Netflix walked away from its previously board-approved $82.7bn takeover of Warner Bros after declining to top a competing $111bn Paramount-Skydance bid, saying the price was no longer financially attractive. The collapse follows intensified political and regulatory scrutiny — including reported meetings between Netflix CEO Ted Sarandos and DOJ officials and public pressure from President Trump over a board member — and leaves Paramount-Skydance positioned to acquire Warner (including CNN), raising consolidation, antitrust and potential newsroom job-cut risks that could materially affect the companies involved.

Analysis

Market structure: Paramount/Skydance’s $111bn bid (if completed) and WBD shareholders are the clear near-term winners; Netflix (NFLX) is a loser on deal fatigue, political heat and a higher-cost defensive posture.
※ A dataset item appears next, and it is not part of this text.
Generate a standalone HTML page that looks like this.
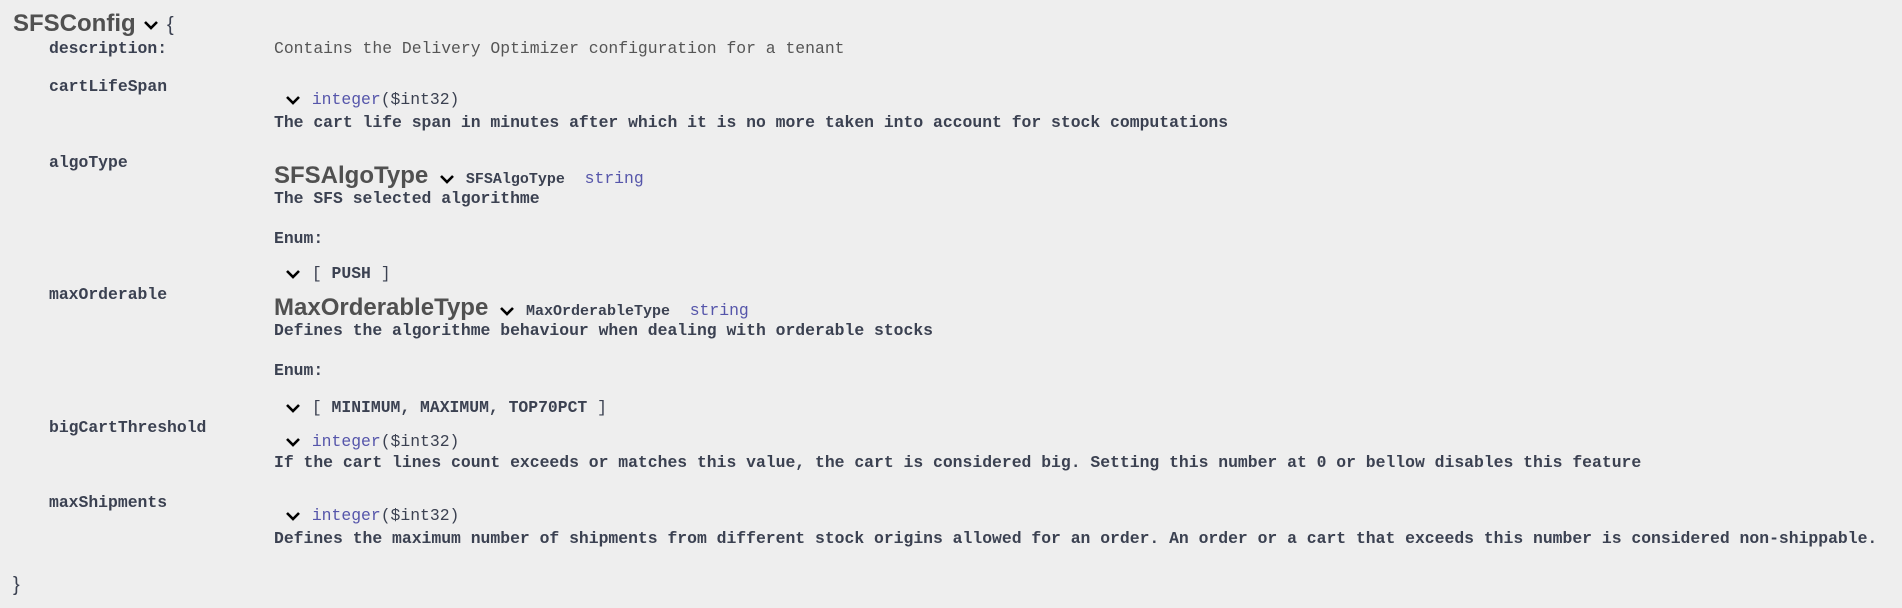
<!DOCTYPE html>
<html><head><meta charset="utf-8"><style>
html,body{margin:0;padding:0;background:#eeeeee;width:1902px;height:608px;overflow:hidden}
.a{position:absolute;white-space:nowrap;line-height:20px;font-family:"Liberation Mono",monospace;font-size:16.4px;color:#3b4151;font-weight:bold}
.n{font-weight:normal;color:#555}
.t{font-family:"Liberation Sans",sans-serif;font-size:24px;font-weight:bold;color:#505050;line-height:28px}
.p{color:#5555aa;font-weight:normal}
svg{vertical-align:middle}
</style></head><body>
<div class="a t" style="left:13px;top:10px">SFSConfig <svg width="18" height="14" viewBox="0 0 18 14"><path d="M3 4l6 6 6-6" stroke="#000" stroke-width="2.6" fill="none"/></svg> <span style="font-weight:normal;font-size:20px;color:#3b4151">{</span></div>

<div class="a" style="left:49px;top:39px">description:</div>
<div class="a n" style="left:274px;top:39px">Contains the Delivery Optimizer configuration for a tenant</div>

<div class="a" style="left:49px;top:77px">cartLifeSpan</div>
<div class="a" style="left:284px;top:90px"><svg width="18" height="14" viewBox="0 0 18 14"><path d="M3 4l6 6 6-6" stroke="#000" stroke-width="2.6" fill="none"/></svg> <span class="p">integer</span><span style="font-weight:normal">($int32)</span></div>
<div class="a" style="left:274px;top:113px">The cart life span in minutes after which it is no more taken into account for stock computations</div>

<div class="a" style="left:49px;top:153px">algoType</div>
<div class="a" style="left:274px;top:162px"><span class="t">SFSAlgoType</span> <svg width="18" height="14" viewBox="0 0 18 14"><path d="M3 4l6 6 6-6" stroke="#000" stroke-width="2.6" fill="none"/></svg> <span style="font-size:15px">SFSAlgoType</span>&nbsp; <span class="p">string</span></div>
<div class="a" style="left:274px;top:189px">The SFS selected algorithme</div>
<div class="a" style="left:274px;top:229px">Enum:</div>
<div class="a" style="left:284px;top:264px"><svg width="18" height="14" viewBox="0 0 18 14"><path d="M3 4l6 6 6-6" stroke="#000" stroke-width="2.6" fill="none"/></svg> <span style="font-weight:normal">[</span> PUSH <span style="font-weight:normal">]</span></div>

<div class="a" style="left:49px;top:285px">maxOrderable</div>
<div class="a" style="left:274px;top:294px"><span class="t">MaxOrderableType</span> <svg width="18" height="14" viewBox="0 0 18 14"><path d="M3 4l6 6 6-6" stroke="#000" stroke-width="2.6" fill="none"/></svg> <span style="font-size:15px">MaxOrderableType</span>&nbsp; <span class="p">string</span></div>
<div class="a" style="left:274px;top:321px">Defines the algorithme behaviour when dealing with orderable stocks</div>
<div class="a" style="left:274px;top:361px">Enum:</div>
<div class="a" style="left:284px;top:398px"><svg width="18" height="14" viewBox="0 0 18 14"><path d="M3 4l6 6 6-6" stroke="#000" stroke-width="2.6" fill="none"/></svg> <span style="font-weight:normal">[</span> MINIMUM, MAXIMUM, TOP70PCT <span style="font-weight:normal">]</span></div>

<div class="a" style="left:49px;top:418px">bigCartThreshold</div>
<div class="a" style="left:284px;top:432px"><svg width="18" height="14" viewBox="0 0 18 14"><path d="M3 4l6 6 6-6" stroke="#000" stroke-width="2.6" fill="none"/></svg> <span class="p">integer</span><span style="font-weight:normal">($int32)</span></div>
<div class="a" style="left:274px;top:453px">If the cart lines count exceeds or matches this value, the cart is considered big. Setting this number at 0 or bellow disables this feature</div>

<div class="a" style="left:49px;top:493px">maxShipments</div>
<div class="a" style="left:284px;top:506px"><svg width="18" height="14" viewBox="0 0 18 14"><path d="M3 4l6 6 6-6" stroke="#000" stroke-width="2.6" fill="none"/></svg> <span class="p">integer</span><span style="font-weight:normal">($int32)</span></div>
<div class="a" style="left:274px;top:529px">Defines the maximum number of shipments from different stock origins allowed for an order. An order or a cart that exceeds this number is considered non-shippable.</div>

<div class="a" style="left:13px;top:575px;font-family:'Liberation Sans',sans-serif;font-weight:normal;font-size:20px">}</div>
</body></html>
Consolidation concentrates content ownership (fewer large studios), increasing pricing power for successful acquirers but raising execution and regulatory risk; expect target stock (WBD) to trade toward takeover-implied premium over the next 1–6 months while acquirors face funding/credit scrutiny. Risk assessment: Primary tail risks are a DOJ antitrust intervention or White House-driven political escalation that can block any deal (low probability, high impact) and consumer/talent backlash that amplifies churn. Time horizons: immediate (days) — IV and spreads widen; short-term (weeks–months) — deal jockeying, activist/shareholder votes and creditor moves; long-term (quarters–years) — structural consolidation, margin re-pricing and possible divestitures. Trade implications: Favor capture of takeover premium in WBD and hedge downside from NFLX reputational/operational volatility; expect options IV to spike 30–50% around catalysts (DOJ comment, new bids, shareholder votes). Use targeted sizes (1–3% of fund NAV per idea), 1–6 month option structures for event risk, and a paired long-WBD/short-NFLX relative-value stance to neutralize macro beta. Contrarian angles: The market may over-penalize NFLX for political theater — fundamentals (ARPU, content cadence) remain intact; a >20% NFLX selloff in 30–60 days creates a high-conviction buying opportunity. Historical parallels (large media mergers like Disney/Fox) show regulatory delay, not automatic blockage; unintended consequence: accelerated M&A elsewhere (DIS, PARA), creating pick-up opportunities in legacy media names trading on takeover odds.